What the exercise asks:
Wherever the string "styles" appears in a line, extract that line.

------ Task inputs

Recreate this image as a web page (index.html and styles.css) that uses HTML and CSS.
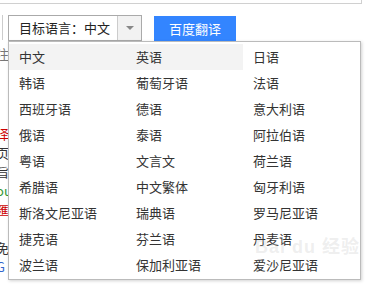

------------
------ Task inputs

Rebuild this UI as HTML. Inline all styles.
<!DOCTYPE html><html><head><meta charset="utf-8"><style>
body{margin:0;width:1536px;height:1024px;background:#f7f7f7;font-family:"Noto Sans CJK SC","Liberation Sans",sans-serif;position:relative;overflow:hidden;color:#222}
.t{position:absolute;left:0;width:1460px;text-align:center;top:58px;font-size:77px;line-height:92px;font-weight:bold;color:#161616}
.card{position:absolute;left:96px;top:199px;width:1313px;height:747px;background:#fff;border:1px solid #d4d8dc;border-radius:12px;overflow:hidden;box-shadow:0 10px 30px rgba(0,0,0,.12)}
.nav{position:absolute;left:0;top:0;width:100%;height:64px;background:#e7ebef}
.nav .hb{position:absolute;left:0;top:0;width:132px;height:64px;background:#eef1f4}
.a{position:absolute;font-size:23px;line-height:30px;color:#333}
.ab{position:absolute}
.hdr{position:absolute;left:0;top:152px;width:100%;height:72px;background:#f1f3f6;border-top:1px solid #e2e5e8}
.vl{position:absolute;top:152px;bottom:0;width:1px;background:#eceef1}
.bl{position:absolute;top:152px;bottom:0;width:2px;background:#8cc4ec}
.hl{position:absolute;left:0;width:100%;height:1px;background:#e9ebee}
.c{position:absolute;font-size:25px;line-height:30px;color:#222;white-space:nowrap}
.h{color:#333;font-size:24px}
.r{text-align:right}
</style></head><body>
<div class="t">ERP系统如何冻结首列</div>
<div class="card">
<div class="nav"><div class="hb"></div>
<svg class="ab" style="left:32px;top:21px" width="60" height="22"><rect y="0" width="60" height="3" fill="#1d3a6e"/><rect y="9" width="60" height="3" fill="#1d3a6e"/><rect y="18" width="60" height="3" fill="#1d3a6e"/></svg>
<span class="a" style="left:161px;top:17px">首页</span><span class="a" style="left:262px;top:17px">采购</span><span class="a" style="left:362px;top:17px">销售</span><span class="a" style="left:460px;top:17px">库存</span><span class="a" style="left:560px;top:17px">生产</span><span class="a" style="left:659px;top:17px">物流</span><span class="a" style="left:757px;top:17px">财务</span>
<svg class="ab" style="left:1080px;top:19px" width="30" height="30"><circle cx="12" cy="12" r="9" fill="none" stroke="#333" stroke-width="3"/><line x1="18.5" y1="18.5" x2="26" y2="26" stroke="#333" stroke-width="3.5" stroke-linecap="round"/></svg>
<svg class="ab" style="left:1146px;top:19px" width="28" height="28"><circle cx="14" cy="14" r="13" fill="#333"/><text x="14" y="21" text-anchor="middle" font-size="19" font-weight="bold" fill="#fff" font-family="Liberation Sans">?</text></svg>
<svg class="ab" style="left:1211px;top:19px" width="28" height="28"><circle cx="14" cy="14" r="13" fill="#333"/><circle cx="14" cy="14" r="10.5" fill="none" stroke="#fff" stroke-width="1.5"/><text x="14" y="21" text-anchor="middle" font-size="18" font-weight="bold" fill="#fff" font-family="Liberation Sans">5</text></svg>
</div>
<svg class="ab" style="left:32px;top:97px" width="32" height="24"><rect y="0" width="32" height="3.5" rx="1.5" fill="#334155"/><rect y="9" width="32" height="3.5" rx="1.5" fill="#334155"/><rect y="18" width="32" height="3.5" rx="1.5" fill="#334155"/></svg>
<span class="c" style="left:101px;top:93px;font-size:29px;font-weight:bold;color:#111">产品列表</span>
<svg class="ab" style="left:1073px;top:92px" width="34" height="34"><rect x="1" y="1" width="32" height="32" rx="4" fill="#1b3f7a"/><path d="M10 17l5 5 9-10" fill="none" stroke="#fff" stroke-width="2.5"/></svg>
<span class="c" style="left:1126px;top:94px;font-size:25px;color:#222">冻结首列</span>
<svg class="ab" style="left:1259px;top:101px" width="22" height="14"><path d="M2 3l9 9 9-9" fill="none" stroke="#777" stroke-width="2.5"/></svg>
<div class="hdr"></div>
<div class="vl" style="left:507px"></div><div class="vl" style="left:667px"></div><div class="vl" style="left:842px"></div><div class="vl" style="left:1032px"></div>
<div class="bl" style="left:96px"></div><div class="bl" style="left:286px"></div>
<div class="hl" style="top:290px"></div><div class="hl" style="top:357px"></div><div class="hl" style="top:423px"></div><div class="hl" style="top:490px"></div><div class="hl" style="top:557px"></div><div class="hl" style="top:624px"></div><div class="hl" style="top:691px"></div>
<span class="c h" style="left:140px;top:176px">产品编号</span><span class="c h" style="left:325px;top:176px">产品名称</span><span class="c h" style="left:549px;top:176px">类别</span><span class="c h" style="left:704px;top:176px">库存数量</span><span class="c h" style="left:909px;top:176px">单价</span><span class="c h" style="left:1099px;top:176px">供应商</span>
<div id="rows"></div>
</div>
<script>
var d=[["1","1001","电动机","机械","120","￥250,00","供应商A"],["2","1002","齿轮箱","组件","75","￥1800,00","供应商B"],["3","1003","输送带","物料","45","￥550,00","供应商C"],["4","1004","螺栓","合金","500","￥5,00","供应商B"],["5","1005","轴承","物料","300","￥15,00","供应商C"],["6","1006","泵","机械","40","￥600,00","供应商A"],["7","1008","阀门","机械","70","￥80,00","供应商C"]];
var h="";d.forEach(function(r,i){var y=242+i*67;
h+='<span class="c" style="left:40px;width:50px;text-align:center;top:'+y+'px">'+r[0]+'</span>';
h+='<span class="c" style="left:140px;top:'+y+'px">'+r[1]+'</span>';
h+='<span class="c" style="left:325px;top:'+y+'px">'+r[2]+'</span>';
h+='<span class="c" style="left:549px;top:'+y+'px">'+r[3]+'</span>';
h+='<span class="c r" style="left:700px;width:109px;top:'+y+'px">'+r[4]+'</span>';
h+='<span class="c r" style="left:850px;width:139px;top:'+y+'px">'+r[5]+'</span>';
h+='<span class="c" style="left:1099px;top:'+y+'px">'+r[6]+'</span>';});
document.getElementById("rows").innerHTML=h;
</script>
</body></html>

------------

Task answer:
Recreate this image as a web page (index.html and styles.css) that uses HTML and CSS.
Rebuild this UI as HTML. Inline all styles.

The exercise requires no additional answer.